* **Dataset content**
┌──
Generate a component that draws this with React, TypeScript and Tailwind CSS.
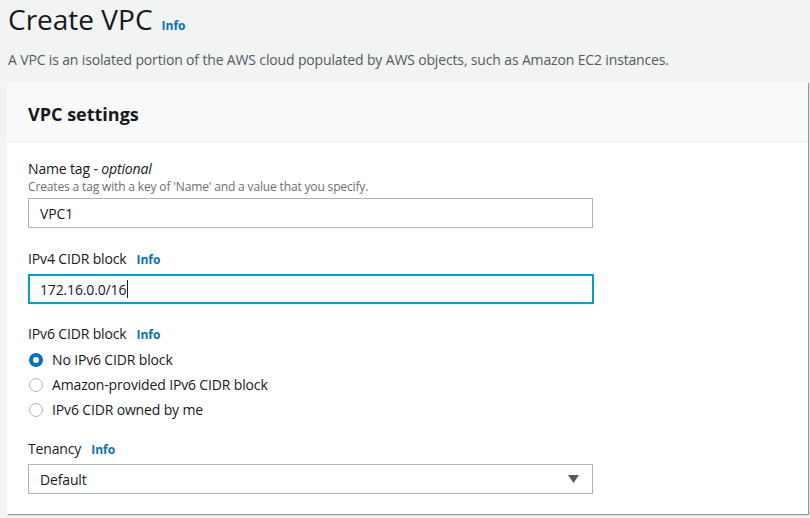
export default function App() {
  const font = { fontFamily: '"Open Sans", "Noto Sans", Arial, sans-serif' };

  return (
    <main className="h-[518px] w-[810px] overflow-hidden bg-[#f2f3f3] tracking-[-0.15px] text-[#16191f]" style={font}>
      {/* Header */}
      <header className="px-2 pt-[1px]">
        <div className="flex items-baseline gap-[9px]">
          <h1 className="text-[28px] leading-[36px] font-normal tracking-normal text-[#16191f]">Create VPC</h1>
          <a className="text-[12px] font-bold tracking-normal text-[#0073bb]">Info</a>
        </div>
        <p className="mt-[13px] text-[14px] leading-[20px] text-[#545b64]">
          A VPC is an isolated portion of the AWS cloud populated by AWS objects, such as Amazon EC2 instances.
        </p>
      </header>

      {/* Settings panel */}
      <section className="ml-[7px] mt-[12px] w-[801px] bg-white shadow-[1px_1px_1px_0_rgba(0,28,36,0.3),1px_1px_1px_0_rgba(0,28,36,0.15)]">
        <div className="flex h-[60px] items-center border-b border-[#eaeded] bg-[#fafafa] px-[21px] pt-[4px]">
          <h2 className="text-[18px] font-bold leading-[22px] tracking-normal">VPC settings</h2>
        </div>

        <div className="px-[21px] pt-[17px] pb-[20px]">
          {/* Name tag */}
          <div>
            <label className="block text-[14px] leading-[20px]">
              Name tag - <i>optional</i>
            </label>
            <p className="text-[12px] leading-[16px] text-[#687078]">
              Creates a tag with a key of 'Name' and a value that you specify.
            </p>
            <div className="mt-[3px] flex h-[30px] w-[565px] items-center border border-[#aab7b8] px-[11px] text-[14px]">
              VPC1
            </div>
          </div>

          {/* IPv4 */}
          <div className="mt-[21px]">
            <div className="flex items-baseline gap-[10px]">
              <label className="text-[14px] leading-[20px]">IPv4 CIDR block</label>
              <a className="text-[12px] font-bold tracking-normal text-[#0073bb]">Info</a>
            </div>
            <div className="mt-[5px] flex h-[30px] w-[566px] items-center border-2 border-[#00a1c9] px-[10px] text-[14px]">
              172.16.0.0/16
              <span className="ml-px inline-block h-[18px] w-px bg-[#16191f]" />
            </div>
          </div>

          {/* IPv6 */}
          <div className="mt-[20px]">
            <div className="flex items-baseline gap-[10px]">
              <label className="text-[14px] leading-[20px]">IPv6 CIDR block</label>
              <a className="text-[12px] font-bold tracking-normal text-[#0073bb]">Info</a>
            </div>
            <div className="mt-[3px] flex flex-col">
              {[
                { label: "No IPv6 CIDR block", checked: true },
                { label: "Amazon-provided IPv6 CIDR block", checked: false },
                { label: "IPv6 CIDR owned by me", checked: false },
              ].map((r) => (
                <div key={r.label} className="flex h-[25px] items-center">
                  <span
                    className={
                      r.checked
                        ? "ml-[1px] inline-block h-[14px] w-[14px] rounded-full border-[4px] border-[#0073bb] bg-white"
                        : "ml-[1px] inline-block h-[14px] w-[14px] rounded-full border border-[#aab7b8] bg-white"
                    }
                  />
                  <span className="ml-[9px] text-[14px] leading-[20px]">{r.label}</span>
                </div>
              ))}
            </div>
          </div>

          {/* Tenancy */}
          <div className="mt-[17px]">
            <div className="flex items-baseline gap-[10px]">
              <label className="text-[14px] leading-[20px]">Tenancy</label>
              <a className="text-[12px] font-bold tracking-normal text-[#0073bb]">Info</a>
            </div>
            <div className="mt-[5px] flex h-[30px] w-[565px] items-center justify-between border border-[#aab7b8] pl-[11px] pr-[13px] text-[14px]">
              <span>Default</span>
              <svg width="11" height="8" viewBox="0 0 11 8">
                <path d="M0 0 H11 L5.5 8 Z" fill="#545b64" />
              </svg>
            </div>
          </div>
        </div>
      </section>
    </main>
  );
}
└──
* **The task**
Work out how many lines of the listing above include "that". Answer with the number and nothing more.

* **Final result**
2